## [Stored data]

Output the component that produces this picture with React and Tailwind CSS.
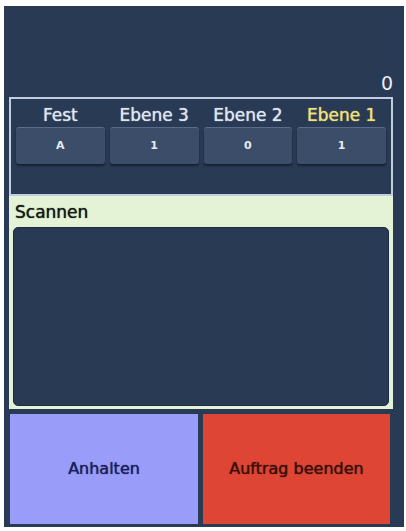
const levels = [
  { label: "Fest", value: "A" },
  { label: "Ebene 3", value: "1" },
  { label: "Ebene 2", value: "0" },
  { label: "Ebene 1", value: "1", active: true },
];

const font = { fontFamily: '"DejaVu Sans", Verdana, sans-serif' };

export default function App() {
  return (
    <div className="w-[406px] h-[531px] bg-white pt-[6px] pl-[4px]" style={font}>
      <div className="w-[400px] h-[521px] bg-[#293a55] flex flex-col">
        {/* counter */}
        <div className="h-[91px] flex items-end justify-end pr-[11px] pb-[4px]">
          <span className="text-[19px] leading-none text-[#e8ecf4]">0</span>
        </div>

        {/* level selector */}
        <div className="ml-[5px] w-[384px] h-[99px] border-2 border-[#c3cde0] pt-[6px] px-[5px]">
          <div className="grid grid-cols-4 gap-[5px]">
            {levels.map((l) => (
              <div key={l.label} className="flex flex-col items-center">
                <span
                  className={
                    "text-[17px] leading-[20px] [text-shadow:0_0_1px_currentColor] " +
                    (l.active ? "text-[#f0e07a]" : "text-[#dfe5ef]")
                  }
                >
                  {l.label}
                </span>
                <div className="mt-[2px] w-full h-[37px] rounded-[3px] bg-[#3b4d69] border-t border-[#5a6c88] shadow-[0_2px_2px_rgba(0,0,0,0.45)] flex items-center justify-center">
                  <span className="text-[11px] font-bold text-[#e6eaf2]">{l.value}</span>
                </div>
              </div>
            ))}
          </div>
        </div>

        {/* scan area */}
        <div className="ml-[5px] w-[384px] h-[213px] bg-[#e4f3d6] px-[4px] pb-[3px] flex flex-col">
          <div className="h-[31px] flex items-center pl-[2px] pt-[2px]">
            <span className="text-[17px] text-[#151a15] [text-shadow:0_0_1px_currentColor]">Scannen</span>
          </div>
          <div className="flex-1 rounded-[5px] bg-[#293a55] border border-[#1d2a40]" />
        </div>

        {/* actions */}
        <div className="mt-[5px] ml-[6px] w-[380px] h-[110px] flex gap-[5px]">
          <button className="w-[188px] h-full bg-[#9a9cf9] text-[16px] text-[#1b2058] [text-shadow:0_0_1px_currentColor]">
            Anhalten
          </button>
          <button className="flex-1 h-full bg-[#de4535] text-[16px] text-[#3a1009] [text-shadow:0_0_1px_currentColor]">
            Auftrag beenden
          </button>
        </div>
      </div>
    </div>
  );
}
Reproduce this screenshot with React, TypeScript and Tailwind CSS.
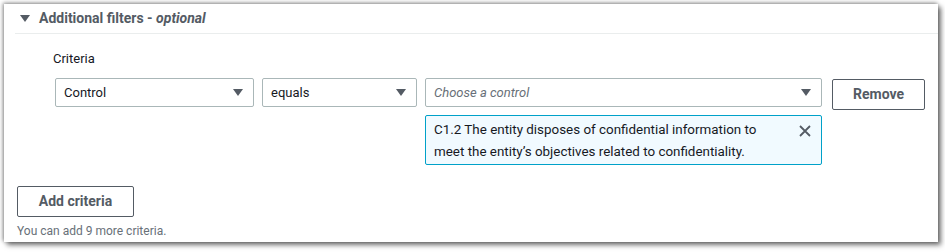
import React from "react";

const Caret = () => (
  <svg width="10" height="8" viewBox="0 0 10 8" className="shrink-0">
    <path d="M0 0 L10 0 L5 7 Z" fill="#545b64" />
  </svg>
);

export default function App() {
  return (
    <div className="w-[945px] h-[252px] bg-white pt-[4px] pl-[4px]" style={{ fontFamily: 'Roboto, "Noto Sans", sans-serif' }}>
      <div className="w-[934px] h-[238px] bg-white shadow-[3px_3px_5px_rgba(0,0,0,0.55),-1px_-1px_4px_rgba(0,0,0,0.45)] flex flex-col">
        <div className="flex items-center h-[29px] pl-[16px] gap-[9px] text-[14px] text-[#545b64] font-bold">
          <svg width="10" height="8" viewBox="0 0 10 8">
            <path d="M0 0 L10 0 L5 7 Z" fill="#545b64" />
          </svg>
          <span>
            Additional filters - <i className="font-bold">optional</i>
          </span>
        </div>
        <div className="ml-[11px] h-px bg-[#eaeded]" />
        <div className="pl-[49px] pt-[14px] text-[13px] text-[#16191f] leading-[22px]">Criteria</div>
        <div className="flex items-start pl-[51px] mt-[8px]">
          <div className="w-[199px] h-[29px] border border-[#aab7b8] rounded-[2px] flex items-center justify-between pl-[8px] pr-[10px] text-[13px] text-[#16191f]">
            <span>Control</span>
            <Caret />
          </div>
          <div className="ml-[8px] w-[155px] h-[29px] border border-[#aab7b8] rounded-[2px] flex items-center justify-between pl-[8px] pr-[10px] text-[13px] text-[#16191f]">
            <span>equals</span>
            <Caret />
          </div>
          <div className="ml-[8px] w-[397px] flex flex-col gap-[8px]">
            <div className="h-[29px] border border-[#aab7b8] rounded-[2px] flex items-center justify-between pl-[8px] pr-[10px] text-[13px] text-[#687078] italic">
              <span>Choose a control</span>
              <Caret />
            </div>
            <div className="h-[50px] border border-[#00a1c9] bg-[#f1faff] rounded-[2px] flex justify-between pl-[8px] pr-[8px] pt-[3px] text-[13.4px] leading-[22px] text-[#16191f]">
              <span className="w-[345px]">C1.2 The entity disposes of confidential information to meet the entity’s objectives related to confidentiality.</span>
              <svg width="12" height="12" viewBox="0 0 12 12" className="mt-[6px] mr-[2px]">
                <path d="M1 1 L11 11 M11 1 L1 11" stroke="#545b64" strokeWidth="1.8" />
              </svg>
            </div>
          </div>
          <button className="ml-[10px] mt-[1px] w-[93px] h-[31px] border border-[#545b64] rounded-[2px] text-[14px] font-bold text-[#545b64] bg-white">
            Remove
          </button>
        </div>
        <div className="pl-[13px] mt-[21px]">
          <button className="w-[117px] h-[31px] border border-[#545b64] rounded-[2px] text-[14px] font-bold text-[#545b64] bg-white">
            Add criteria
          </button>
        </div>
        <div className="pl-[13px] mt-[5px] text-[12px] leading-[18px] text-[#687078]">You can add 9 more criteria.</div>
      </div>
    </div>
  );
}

## [Given instruction]
Looking at the records above, work out how many lines include the word "with", then give that number by itself.

## [Result of this task]
2